UK fails to arrange Israel repatriation flights after insurance delay
Emergency flights to the UK have been arranged by the US and Australian authorities.
A UK-organised flight was initially planned to arrive at Gatwick Airport on Friday, but that was cancelled amid the ongoing Israel-Hamas conflict.
An attempt to arrange a flight landing at the West Sussex airport at 5.40pm on Friday also failed.
PA understands one of the reasons for the lack of flights is Titan Airways, the contracted airline, having difficulties arranging insurance.
The airline was approached for comment.
A spokeswoman for the Foreign, Commonwealth and Development Office (FCDO) said: “This is a fluid situation and we are currently working to ensure the flight can proceed as soon as possible.”
Several other flights from Israel due to land in the UK on Friday are going ahead.
These include scheduled services to Heathrow and Luton airports by Israeli airline El Al, and a repatriation flight to Heathrow for Australian nationals organised by the country’s government and operated by Qantas.

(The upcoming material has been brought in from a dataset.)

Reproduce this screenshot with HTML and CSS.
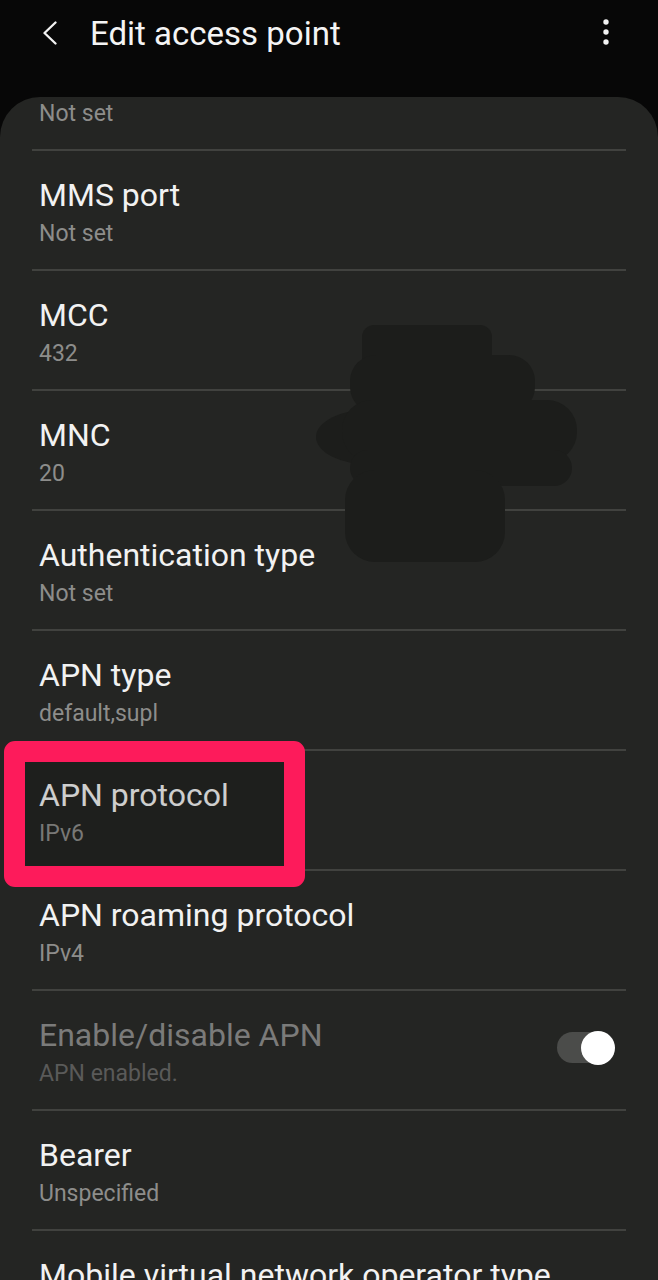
FILE: index.html
```html
<!DOCTYPE html>
<html>
<head>
<meta charset="utf-8">
<link rel="stylesheet" href="styles.css">
</head>
<body>
<div class="screen">
  <header class="appbar">
    <svg class="back" width="16" height="24" viewBox="0 0 16 24"><path d="M13.5 1.5 L2.5 12 L13.5 22.5" fill="none" stroke="#f2f2f2" stroke-width="2.3" stroke-linecap="round" stroke-linejoin="round"/></svg>
    <h1 class="title">Edit access point</h1>
    <svg class="kebab" width="10" height="30" viewBox="0 0 10 30"><circle cx="5" cy="5" r="2.7" fill="#f2f2f2"/><circle cx="5" cy="15" r="2.7" fill="#f2f2f2"/><circle cx="5" cy="25" r="2.7" fill="#f2f2f2"/></svg>
  </header>
  <main class="card">
    <ul class="list">
      <li class="row row-partial"><span class="sub">Not set</span></li>
      <li class="row"><span class="label">MMS port</span><span class="sub">Not set</span></li>
      <li class="row"><span class="label">MCC</span><span class="sub">432</span></li>
      <li class="row"><span class="label">MNC</span><span class="sub">20</span></li>
      <li class="row"><span class="label">Authentication type</span><span class="sub">Not set</span></li>
      <li class="row"><span class="label">APN type</span><span class="sub">default,supl</span></li>
      <li class="row"><span class="label">APN protocol</span><span class="sub">IPv6</span></li>
      <li class="row"><span class="label">APN roaming protocol</span><span class="sub">IPv4</span></li>
      <li class="row row-toggle disabled">
        <div class="texts"><span class="label">Enable/disable APN</span><span class="sub">APN enabled.</span></div>
        <span class="switch"><span class="knob"></span></span>
      </li>
      <li class="row"><span class="label">Bearer</span><span class="sub">Unspecified</span></li>
      <li class="row"><span class="label">Mobile virtual network operator type</span><span class="sub">Not set</span></li>
    </ul>
    <div class="highlight"></div>
    <svg class="redact" width="300" height="280" viewBox="0 0 300 280">
      <g fill="#1c1d1b">
        <rect x="62" y="25" width="130" height="60" rx="12"/>
        <rect x="50" y="55" width="185" height="58" rx="26"/>
        <ellipse cx="72" cy="137" rx="56" ry="28"/>
        <rect x="42" y="100" width="235" height="62" rx="30"/>
        <rect x="50" y="150" width="222" height="36" rx="18"/>
        <rect x="45" y="170" width="160" height="92" rx="30"/>
      </g>
    </svg>
  </main>
</div>
</body>
</html>
```
FILE: styles.css
```css
* { box-sizing: border-box; margin: 0; padding: 0; }
html, body { background: #070707; }
body {
  width: 658px;
  height: 1280px;
  overflow: hidden;
  font-family: Roboto, "Noto Sans", "Liberation Sans", sans-serif;
}
.screen { display: flex; flex-direction: column; height: 1280px; }
.appbar {
  height: 97px;
  flex: none;
  display: flex;
  align-items: flex-start;
  padding-top: 15px;
  background: #070707;
}
.back { margin-left: 42px; margin-top: 6px; flex: none; }
.title {
  margin-left: 32px;
  font-weight: 400;
  font-size: 33px;
  line-height: 38px;
  color: #f4f4f4;
  flex: 1;
}
.kebab { margin-right: 47px; margin-top: 2px; flex: none; }
.card {
  position: relative;
  flex: 1;
  background: #242523;
  border-radius: 40px 40px 0 0;
  overflow: hidden;
}
.list { list-style: none; margin: 0 32px; }
.row {
  height: 120px;
  border-bottom: 2px solid #41423f;
  padding: 25px 0 0 7px;
  display: flex;
  flex-direction: column;
}
.row-partial { height: 54px; padding-top: 3px; }
.row-partial .sub { margin-top: 0; }
.label {
  font-size: 32px;
  line-height: 38px;
  color: #f2f2f2;
  white-space: nowrap;
}
.sub {
  margin-top: 6px;
  font-size: 23px;
  line-height: 28px;
  color: #8d8d8b;
}
.row-toggle { flex-direction: row; align-items: flex-start; }
.texts { display: flex; flex-direction: column; flex: 1; }
.disabled .label { color: #7b7b7a; }
.disabled .sub { color: #5a5a59; }
.switch {
  position: relative;
  flex: none;
  width: 54px;
  height: 31px;
  border-radius: 16px;
  background: #4b4c4a;
  margin-top: 16px;
  margin-right: 15px;
}
.knob {
  position: absolute;
  right: -4px;
  top: -1.5px;
  width: 34px;
  height: 34px;
  border-radius: 50%;
  background: #ffffff;
}
.highlight {
  position: absolute;
  left: 4px;
  top: 644px;
  width: 301px;
  height: 146px;
  border: 21px solid #fd1b5b;
  border-radius: 11px;
  background: rgba(0,0,0,0.15);
}
.redact { position: absolute; left: 300px; top: 203px; }
```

Three flights from the southern Israeli city of Eilat operated by Czech airline Smartwings landed at Stansted Airport on Thursday, chartered by advocacy organisation Tzedek Association on behalf of the US government, carrying mainly US citizens.
Several airlines have suspended their flights between Israel and the UK, such as British Airways, Virgin Atlantic, easyJet and Wizz Air.
When the FCDO announced on Thursday it would organise flights, it said the first one would operate that day and they will be available to “British nationals, including dual nationals, and dependants if travelling with a British national normally resident in the UK”.
Each ticket will cost £300, which “reflects the costs of operating the flight”, according to the FCDO.
The children and other dependants of British diplomats will also be given seats as “we have a duty of care to our staff”, it added.